_THE TASK:_ Repeat the lines below exactly as they appear, but leave out the images.

_ _ _

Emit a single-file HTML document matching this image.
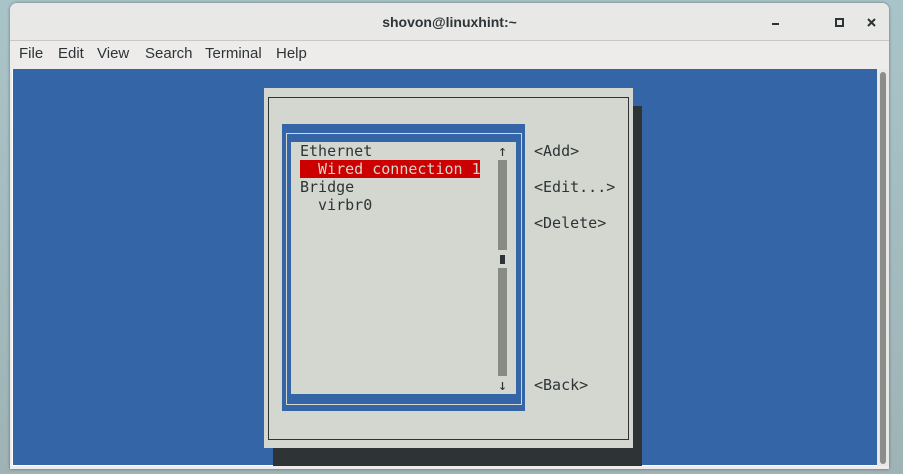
<!DOCTYPE html>
<html><head><style>
body{margin:0;width:903px;height:474px;background:linear-gradient(180deg,#a9c4c8,#9fb3b6);position:relative;overflow:hidden;font-family:"Liberation Sans",sans-serif}
.a{position:absolute}
.win{left:10px;top:3px;width:879px;height:466px;background:#edeceb;border-radius:7px 7px 0 0;box-shadow:0 0 3px rgba(0,0,0,.4)}
.title{left:10px;top:3px;width:879px;height:37px;background:#e8e8e7;border-radius:7px 7px 0 0;border-bottom:1px solid #c8c7c5;text-align:center;line-height:38px;font-size:14px;color:#2e3436;font-weight:bold}
.m{top:45px;font-size:15px;color:#2e3436}
.term{left:12px;top:69px;width:865px;height:396px;background:#3465a6;border-left:1px solid #fff;border-bottom:1px solid #fff}
.mono{font-family:"DejaVu Sans Mono","Liberation Mono",monospace;font-size:15px;color:#2e3436;line-height:18px;white-space:pre}
</style></head><body>
<div class="a win"></div>
<div class="a title">shovon@linuxhint:~</div>
<div class="a" style="left:772px;top:14px;font-size:14px;color:#2e3436">
<div class="a" style="left:0;top:9px;width:7px;height:2px;background:#2e3436"></div>
<div class="a" style="left:63px;top:4px;width:5px;height:5px;border:2px solid #2e3436"></div>
<div class="a" style="left:95px;top:0px;width:8px;height:8px">
<svg width="9" height="9" viewBox="0 0 9 9"><path d="M1 1L8 8M8 1L1 8" stroke="#2e3436" stroke-width="2"/></svg></div>
</div>
<div class="a m" style="left:19px">File</div>
<div class="a m" style="left:58px">Edit</div>
<div class="a m" style="left:97px">View</div>
<div class="a m" style="left:145px">Search</div>
<div class="a m" style="left:205px">Terminal</div>
<div class="a m" style="left:276px">Help</div>
<div class="a term"></div>
<div class="a" style="left:877px;top:69px;width:12px;height:397px;background:#e8e8e7"></div>
<div class="a" style="left:880px;top:72px;width:6px;height:392px;background:#8a8d8a;border-radius:3px"></div>
<div class="a" style="left:273px;top:106px;width:369px;height:360px;background:#2e3436"></div>
<div class="a" style="left:264px;top:88px;width:369px;height:360px;background:#d3d7cf"></div>
<div class="a" style="left:268px;top:97px;width:359px;height:341px;border:1px solid #2e3436"></div>
<div class="a" style="left:282px;top:124px;width:243px;height:287px;background:#3465a6"></div>
<div class="a" style="left:286px;top:133px;width:234px;height:270px;border:1px solid #d3d7cf"></div>
<div class="a" style="left:291px;top:142px;width:225px;height:252px;background:#d3d7cf"></div>
<div class="a" style="left:300px;top:160px;width:180px;height:18px;background:#cc0000"></div>
<div class="a mono" style="left:300px;top:142px">Ethernet
<span style="color:#d3d7cf">  Wired connection 1</span>
Bridge
  virbr0</div>
<div class="a mono" style="left:498px;top:142px">↑</div>
<div class="a" style="left:498px;top:160px;width:9px;height:90px;background:#888a85"></div>
<div class="a" style="left:500px;top:255px;width:5px;height:9px;background:#2e3436"></div>
<div class="a" style="left:498px;top:268px;width:9px;height:108px;background:#888a85"></div>
<div class="a mono" style="left:498px;top:376px">↓</div>
<div class="a mono" style="left:534px;top:142px">&lt;Add&gt;</div>
<div class="a mono" style="left:534px;top:178px">&lt;Edit...&gt;</div>
<div class="a mono" style="left:534px;top:214px">&lt;Delete&gt;</div>
<div class="a mono" style="left:534px;top:376px">&lt;Back&gt;</div>
</body></html>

_ _ _

_FULL RESPONSE:_
Emit a single-file HTML document matching this image.
<!DOCTYPE html>
<html><head><style>
body{margin:0;width:903px;height:474px;background:linear-gradient(180deg,#a9c4c8,#9fb3b6);position:relative;overflow:hidden;font-family:"Liberation Sans",sans-serif}
.a{position:absolute}
.win{left:10px;top:3px;width:879px;height:466px;background:#edeceb;border-radius:7px 7px 0 0;box-shadow:0 0 3px rgba(0,0,0,.4)}
.title{left:10px;top:3px;width:879px;height:37px;background:#e8e8e7;border-radius:7px 7px 0 0;border-bottom:1px solid #c8c7c5;text-align:center;line-height:38px;font-size:14px;color:#2e3436;font-weight:bold}
.m{top:45px;font-size:15px;color:#2e3436}
.term{left:12px;top:69px;width:865px;height:396px;background:#3465a6;border-left:1px solid #fff;border-bottom:1px solid #fff}
.mono{font-family:"DejaVu Sans Mono","Liberation Mono",monospace;font-size:15px;color:#2e3436;line-height:18px;white-space:pre}
</style></head><body>
<div class="a win"></div>
<div class="a title">shovon@linuxhint:~</div>
<div class="a" style="left:772px;top:14px;font-size:14px;color:#2e3436">
<div class="a" style="left:0;top:9px;width:7px;height:2px;background:#2e3436"></div>
<div class="a" style="left:63px;top:4px;width:5px;height:5px;border:2px solid #2e3436"></div>
<div class="a" style="left:95px;top:0px;width:8px;height:8px">
<svg width="9" height="9" viewBox="0 0 9 9"><path d="M1 1L8 8M8 1L1 8" stroke="#2e3436" stroke-width="2"/></svg></div>
</div>
<div class="a m" style="left:19px">File</div>
<div class="a m" style="left:58px">Edit</div>
<div class="a m" style="left:97px">View</div>
<div class="a m" style="left:145px">Search</div>
<div class="a m" style="left:205px">Terminal</div>
<div class="a m" style="left:276px">Help</div>
<div class="a term"></div>
<div class="a" style="left:877px;top:69px;width:12px;height:397px;background:#e8e8e7"></div>
<div class="a" style="left:880px;top:72px;width:6px;height:392px;background:#8a8d8a;border-radius:3px"></div>
<div class="a" style="left:273px;top:106px;width:369px;height:360px;background:#2e3436"></div>
<div class="a" style="left:264px;top:88px;width:369px;height:360px;background:#d3d7cf"></div>
<div class="a" style="left:268px;top:97px;width:359px;height:341px;border:1px solid #2e3436"></div>
<div class="a" style="left:282px;top:124px;width:243px;height:287px;background:#3465a6"></div>
<div class="a" style="left:286px;top:133px;width:234px;height:270px;border:1px solid #d3d7cf"></div>
<div class="a" style="left:291px;top:142px;width:225px;height:252px;background:#d3d7cf"></div>
<div class="a" style="left:300px;top:160px;width:180px;height:18px;background:#cc0000"></div>
<div class="a mono" style="left:300px;top:142px">Ethernet
<span style="color:#d3d7cf">  Wired connection 1</span>
Bridge
  virbr0</div>
<div class="a mono" style="left:498px;top:142px">↑</div>
<div class="a" style="left:498px;top:160px;width:9px;height:90px;background:#888a85"></div>
<div class="a" style="left:500px;top:255px;width:5px;height:9px;background:#2e3436"></div>
<div class="a" style="left:498px;top:268px;width:9px;height:108px;background:#888a85"></div>
<div class="a mono" style="left:498px;top:376px">↓</div>
<div class="a mono" style="left:534px;top:142px">&lt;Add&gt;</div>
<div class="a mono" style="left:534px;top:178px">&lt;Edit...&gt;</div>
<div class="a mono" style="left:534px;top:214px">&lt;Delete&gt;</div>
<div class="a mono" style="left:534px;top:376px">&lt;Back&gt;</div>
</body></html>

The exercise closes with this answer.